* **Task prompt**
Answer with a single number: how many lines in the listing below include "screenshot"?
[START OF Given records]
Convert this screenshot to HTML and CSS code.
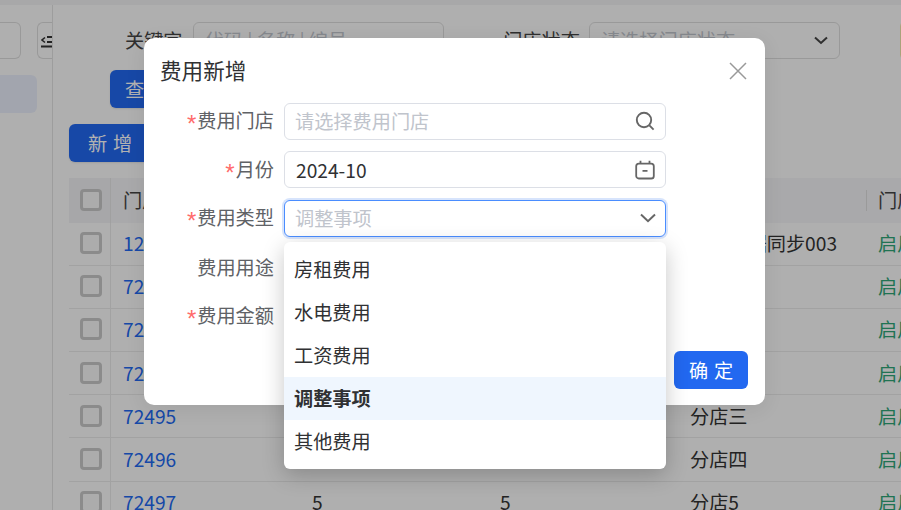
[END OF Given records]
[START OF Given records]
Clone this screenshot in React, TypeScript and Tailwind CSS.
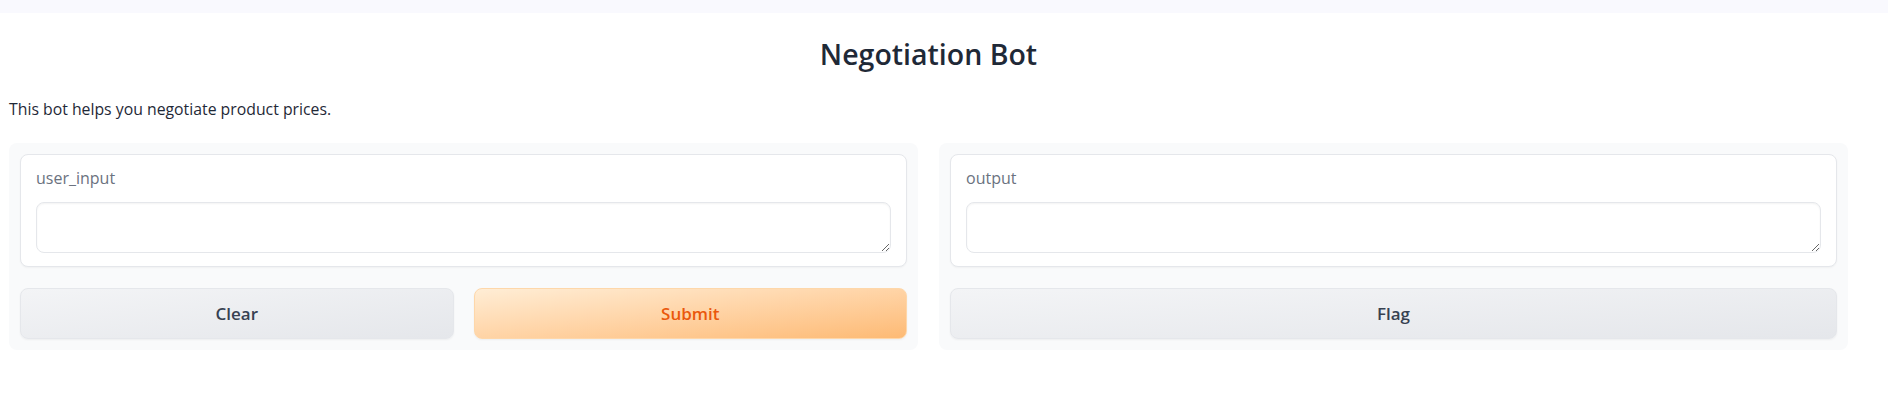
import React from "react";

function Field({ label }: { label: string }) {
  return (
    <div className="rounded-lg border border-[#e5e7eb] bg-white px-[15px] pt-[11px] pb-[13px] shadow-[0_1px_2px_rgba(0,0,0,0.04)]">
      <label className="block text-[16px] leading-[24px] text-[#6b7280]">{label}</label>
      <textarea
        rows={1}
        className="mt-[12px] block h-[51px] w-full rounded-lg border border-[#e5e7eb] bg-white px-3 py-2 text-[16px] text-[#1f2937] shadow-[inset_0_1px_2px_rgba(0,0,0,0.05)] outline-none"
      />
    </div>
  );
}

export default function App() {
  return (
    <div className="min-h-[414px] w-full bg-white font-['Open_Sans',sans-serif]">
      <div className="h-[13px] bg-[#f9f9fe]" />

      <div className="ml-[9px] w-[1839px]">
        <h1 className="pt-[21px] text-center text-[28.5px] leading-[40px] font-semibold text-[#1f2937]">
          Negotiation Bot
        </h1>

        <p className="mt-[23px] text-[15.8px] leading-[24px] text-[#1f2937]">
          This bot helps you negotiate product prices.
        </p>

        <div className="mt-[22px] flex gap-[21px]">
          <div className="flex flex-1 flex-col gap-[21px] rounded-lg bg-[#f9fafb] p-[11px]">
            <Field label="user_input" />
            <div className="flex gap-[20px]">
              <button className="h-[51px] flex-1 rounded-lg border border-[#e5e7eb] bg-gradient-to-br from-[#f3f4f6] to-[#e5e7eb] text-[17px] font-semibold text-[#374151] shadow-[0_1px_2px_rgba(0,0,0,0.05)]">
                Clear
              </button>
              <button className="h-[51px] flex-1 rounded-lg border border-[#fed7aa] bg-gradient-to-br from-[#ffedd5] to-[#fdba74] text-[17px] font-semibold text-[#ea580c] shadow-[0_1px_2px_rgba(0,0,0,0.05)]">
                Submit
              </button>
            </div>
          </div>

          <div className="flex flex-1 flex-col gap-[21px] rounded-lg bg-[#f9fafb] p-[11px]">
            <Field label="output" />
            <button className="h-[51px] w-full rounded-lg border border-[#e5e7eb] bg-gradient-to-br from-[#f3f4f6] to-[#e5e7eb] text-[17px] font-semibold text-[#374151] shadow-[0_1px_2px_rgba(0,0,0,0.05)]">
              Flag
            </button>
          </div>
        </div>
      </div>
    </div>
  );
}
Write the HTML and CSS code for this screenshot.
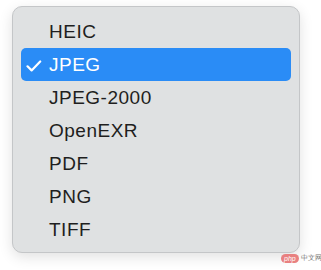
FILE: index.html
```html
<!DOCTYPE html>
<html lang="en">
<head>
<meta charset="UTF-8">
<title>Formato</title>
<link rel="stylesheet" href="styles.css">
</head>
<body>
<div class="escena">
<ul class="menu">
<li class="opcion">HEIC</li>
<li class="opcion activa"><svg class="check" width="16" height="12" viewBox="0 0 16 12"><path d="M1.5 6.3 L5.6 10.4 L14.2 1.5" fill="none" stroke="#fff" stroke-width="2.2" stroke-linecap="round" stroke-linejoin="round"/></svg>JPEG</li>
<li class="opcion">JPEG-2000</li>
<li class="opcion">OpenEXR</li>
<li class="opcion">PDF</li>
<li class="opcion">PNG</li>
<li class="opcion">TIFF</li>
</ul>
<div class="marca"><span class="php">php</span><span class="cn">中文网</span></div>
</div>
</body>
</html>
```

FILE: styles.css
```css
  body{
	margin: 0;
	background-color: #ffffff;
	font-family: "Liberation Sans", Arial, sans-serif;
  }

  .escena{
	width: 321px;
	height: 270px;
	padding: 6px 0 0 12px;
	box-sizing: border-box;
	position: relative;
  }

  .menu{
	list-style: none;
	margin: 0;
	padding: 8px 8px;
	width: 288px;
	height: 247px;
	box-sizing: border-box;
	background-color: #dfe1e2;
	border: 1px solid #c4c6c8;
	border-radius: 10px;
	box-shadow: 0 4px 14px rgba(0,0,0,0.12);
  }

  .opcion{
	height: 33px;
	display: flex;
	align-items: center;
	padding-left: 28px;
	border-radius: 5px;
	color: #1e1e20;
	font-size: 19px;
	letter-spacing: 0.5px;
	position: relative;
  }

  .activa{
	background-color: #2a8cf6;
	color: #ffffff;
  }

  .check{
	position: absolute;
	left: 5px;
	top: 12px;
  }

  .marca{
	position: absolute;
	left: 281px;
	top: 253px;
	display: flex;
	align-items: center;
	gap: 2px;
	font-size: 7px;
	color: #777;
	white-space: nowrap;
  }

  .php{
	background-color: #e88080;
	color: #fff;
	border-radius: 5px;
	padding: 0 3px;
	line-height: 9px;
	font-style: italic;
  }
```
[END OF Given records]
* **Written response**
3